>> begin COLLECTED DATA

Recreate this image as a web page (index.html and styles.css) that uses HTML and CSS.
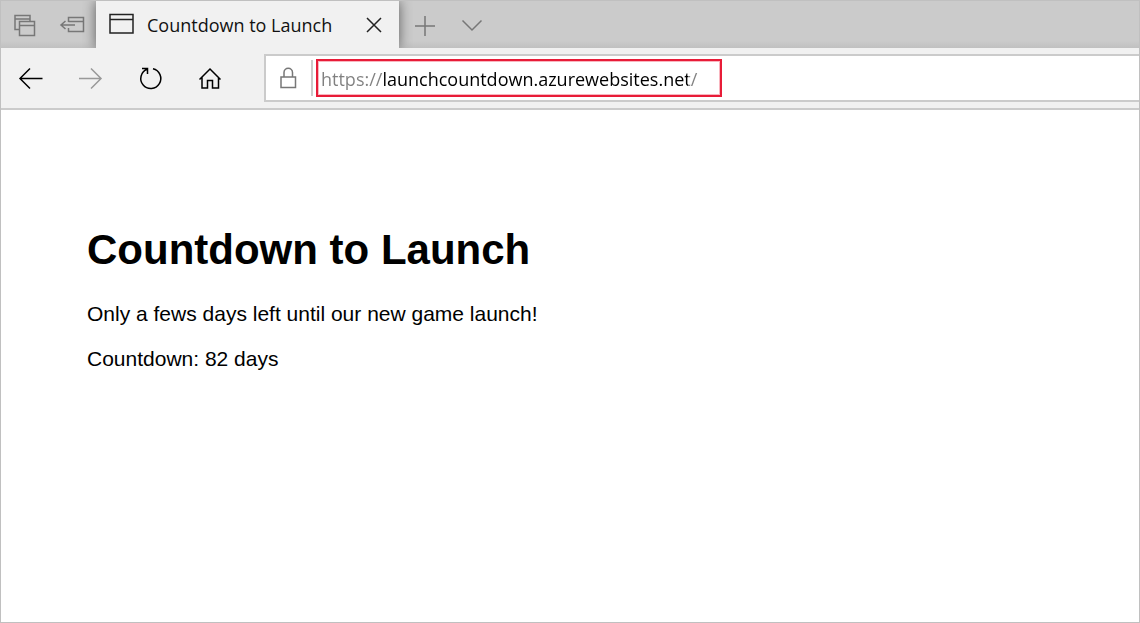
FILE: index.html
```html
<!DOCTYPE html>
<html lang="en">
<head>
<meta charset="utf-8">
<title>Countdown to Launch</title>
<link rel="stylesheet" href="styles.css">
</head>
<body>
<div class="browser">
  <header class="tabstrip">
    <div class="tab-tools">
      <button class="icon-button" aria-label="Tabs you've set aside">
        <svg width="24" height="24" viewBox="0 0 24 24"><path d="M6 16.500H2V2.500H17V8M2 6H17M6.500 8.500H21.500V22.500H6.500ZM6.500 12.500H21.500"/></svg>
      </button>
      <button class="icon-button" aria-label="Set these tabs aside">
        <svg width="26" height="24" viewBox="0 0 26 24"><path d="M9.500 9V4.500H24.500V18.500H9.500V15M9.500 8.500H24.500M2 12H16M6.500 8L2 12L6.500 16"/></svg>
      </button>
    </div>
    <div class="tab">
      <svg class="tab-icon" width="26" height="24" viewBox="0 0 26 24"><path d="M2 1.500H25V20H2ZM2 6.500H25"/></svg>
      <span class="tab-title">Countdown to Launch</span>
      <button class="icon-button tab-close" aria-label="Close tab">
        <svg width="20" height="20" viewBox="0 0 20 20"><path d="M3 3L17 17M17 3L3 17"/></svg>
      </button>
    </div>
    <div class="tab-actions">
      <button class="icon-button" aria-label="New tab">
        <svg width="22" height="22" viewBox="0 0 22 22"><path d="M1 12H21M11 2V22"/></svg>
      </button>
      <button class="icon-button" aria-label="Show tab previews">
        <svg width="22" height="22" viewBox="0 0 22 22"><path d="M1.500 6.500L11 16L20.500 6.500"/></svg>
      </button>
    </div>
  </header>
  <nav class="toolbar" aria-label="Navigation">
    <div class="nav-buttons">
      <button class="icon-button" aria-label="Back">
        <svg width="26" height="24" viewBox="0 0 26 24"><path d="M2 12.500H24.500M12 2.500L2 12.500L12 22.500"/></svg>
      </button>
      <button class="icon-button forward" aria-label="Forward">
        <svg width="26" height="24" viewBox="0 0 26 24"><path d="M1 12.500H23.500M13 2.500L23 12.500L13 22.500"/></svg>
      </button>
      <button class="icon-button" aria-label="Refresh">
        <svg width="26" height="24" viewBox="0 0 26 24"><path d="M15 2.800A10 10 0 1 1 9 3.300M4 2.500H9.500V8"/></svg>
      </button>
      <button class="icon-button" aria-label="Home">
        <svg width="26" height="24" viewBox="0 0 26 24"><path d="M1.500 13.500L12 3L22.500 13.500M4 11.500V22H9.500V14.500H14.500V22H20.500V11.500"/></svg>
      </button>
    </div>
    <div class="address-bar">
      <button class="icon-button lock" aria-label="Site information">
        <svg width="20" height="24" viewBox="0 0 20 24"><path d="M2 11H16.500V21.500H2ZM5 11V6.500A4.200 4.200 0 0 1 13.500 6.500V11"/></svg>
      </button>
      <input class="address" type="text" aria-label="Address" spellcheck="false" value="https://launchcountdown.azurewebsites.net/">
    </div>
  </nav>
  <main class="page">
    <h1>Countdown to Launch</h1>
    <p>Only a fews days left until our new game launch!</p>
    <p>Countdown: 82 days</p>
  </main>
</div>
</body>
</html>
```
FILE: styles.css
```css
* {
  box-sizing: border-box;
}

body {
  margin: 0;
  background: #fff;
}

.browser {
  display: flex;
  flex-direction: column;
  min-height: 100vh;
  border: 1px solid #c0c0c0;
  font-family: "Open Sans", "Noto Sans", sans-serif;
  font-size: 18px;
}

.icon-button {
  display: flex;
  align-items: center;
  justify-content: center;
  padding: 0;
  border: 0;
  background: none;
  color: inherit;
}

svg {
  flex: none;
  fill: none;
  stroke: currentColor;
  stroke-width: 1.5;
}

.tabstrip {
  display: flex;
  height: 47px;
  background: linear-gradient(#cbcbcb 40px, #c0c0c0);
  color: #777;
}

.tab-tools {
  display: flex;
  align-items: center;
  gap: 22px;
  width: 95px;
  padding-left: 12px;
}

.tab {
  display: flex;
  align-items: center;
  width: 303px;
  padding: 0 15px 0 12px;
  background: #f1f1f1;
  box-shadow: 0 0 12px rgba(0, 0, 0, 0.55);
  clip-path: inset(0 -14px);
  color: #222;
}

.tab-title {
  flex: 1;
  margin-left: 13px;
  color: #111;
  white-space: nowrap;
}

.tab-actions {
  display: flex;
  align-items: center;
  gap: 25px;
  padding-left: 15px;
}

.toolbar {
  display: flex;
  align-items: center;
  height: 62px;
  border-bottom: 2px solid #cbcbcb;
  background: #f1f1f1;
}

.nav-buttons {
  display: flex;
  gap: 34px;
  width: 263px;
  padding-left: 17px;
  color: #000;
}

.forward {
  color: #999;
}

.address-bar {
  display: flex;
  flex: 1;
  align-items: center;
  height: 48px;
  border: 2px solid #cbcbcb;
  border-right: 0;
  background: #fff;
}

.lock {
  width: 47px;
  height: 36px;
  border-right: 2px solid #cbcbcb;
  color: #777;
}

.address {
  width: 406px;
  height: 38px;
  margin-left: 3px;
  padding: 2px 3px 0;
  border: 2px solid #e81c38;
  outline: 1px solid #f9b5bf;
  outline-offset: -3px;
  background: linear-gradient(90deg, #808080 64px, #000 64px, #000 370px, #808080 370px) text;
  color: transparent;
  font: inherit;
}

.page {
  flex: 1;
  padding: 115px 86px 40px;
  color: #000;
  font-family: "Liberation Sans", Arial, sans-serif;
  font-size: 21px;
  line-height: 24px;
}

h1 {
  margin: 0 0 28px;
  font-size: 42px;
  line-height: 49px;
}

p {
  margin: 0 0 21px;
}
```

>> end COLLECTED DATA

#### TASK TO COMPLETE:
Work out how many lines of the listing above include the word "index". Report only the number.

#### COMPLETE RESPONSE:
2